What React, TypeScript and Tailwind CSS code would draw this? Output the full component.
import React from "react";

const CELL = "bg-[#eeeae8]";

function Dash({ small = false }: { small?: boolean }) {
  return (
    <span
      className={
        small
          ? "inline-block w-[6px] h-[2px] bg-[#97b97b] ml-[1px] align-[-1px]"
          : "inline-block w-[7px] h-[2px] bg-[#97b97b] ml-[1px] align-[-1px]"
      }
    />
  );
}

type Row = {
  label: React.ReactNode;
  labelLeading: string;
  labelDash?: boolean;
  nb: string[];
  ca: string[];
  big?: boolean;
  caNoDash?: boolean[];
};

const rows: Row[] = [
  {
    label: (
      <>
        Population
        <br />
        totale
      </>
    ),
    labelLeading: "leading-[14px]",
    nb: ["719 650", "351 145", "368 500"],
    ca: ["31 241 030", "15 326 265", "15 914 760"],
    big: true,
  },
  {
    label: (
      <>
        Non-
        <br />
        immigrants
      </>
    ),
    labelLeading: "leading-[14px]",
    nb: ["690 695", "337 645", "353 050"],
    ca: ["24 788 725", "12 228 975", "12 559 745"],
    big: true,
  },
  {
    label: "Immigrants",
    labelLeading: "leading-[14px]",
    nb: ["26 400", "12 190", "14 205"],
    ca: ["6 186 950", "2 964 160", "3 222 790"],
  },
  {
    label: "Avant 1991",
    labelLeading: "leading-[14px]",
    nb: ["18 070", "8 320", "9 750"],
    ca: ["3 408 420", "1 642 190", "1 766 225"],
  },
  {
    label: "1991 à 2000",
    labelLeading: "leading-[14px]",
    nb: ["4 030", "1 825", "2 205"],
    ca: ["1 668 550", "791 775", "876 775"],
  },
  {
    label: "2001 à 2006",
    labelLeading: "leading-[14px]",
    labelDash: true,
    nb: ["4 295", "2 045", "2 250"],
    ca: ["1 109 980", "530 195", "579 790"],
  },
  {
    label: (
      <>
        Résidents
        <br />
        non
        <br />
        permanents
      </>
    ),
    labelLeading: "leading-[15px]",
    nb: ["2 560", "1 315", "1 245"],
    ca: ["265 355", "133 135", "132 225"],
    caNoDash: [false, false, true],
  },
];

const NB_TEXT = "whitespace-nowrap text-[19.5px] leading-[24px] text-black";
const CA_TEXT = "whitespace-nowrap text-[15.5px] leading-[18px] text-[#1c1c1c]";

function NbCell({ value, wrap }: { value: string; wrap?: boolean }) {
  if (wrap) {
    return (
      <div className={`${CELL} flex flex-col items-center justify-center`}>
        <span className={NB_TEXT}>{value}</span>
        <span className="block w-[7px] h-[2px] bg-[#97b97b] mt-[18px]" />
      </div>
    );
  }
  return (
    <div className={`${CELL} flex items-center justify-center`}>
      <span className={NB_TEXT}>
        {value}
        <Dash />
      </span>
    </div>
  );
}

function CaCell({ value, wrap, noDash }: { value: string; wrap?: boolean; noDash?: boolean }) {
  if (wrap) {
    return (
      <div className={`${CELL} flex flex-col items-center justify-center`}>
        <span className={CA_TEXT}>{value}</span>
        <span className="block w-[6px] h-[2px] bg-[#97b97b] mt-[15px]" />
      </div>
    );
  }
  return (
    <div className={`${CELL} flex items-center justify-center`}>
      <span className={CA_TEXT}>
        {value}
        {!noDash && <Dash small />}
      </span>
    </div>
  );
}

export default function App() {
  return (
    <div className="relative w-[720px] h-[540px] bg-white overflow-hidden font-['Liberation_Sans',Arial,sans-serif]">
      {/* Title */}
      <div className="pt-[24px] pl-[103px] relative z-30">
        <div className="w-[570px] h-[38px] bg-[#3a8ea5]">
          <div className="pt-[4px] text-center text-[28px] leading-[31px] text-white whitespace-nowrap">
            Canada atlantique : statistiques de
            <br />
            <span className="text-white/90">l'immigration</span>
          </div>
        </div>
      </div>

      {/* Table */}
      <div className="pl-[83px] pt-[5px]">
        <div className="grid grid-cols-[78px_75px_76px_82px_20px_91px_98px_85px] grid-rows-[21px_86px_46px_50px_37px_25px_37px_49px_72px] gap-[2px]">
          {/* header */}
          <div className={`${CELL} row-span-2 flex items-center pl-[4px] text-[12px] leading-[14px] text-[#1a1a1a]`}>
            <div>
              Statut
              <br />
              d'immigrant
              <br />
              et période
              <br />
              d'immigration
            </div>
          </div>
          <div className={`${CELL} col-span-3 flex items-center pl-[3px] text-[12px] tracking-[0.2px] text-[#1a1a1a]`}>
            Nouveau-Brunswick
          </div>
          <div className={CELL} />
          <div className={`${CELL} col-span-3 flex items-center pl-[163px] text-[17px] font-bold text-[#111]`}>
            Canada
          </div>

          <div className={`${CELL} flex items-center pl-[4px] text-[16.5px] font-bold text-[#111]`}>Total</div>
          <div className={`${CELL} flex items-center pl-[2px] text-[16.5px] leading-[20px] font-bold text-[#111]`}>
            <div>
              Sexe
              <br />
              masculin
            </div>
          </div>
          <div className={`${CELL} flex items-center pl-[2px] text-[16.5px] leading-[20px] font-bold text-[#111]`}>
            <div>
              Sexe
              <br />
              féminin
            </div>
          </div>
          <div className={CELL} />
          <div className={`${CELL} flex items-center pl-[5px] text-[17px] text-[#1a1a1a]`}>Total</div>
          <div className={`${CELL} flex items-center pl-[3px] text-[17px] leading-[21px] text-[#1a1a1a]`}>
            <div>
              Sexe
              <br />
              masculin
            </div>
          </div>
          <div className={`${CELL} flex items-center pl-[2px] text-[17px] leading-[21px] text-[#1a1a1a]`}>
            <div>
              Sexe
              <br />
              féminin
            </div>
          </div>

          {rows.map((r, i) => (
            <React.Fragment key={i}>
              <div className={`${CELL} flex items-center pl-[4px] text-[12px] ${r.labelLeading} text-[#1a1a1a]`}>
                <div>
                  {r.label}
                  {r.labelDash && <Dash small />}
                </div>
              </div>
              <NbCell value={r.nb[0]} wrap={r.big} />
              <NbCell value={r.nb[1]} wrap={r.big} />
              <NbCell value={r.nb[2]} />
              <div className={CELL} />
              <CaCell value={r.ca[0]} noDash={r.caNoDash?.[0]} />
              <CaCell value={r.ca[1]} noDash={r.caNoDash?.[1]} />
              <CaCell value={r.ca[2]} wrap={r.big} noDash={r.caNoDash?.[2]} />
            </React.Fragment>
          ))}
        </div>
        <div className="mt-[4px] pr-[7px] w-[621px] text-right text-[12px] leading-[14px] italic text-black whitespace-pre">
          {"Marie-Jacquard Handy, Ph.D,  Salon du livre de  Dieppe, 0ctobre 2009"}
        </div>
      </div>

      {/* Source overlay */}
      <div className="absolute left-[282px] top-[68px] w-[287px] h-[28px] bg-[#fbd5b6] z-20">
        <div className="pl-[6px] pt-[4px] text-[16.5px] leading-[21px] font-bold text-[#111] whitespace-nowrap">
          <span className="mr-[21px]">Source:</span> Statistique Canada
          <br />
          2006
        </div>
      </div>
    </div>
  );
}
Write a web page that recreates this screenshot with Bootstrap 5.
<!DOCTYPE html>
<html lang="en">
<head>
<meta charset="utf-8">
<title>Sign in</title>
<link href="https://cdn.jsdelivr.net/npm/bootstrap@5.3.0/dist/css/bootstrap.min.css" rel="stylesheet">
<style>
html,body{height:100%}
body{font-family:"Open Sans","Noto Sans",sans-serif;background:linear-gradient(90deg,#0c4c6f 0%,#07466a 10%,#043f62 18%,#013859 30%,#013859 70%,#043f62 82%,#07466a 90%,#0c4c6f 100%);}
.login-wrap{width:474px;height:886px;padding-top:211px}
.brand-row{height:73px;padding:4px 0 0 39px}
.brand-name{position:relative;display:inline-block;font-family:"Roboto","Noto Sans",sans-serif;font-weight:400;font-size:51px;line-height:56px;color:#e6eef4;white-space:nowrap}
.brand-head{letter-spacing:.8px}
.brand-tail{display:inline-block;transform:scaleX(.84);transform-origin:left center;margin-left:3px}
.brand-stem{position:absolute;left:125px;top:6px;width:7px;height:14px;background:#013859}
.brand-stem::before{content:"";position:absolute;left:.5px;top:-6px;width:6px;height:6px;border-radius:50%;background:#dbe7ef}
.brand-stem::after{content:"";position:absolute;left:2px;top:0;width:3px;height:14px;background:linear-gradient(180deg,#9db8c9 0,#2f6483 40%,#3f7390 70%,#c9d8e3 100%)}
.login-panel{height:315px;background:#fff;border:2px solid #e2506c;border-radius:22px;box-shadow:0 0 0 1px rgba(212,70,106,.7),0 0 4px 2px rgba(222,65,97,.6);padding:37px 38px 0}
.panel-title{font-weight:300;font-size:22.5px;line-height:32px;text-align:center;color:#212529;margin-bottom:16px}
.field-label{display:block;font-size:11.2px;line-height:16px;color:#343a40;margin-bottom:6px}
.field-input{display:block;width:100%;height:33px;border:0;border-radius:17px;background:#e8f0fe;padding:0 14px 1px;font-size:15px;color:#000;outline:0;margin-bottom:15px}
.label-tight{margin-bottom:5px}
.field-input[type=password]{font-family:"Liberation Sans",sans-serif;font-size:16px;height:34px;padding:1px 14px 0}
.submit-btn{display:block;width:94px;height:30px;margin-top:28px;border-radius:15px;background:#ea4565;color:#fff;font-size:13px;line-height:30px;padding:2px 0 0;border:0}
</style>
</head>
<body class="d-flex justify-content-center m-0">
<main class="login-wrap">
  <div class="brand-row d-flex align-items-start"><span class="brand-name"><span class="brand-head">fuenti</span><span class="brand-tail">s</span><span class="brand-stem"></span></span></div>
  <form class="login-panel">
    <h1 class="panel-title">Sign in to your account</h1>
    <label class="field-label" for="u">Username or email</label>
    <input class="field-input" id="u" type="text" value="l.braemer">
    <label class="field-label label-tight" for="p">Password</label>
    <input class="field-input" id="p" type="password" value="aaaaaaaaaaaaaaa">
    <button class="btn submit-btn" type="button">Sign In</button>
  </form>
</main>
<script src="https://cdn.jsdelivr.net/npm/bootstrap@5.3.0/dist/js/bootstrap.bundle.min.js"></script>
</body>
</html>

◆ EXERCISE INSTRUCTIONS:
Tell how many lines in the material above include the word "this", giving the number only.

◆ EXPECTED ANSWER:
2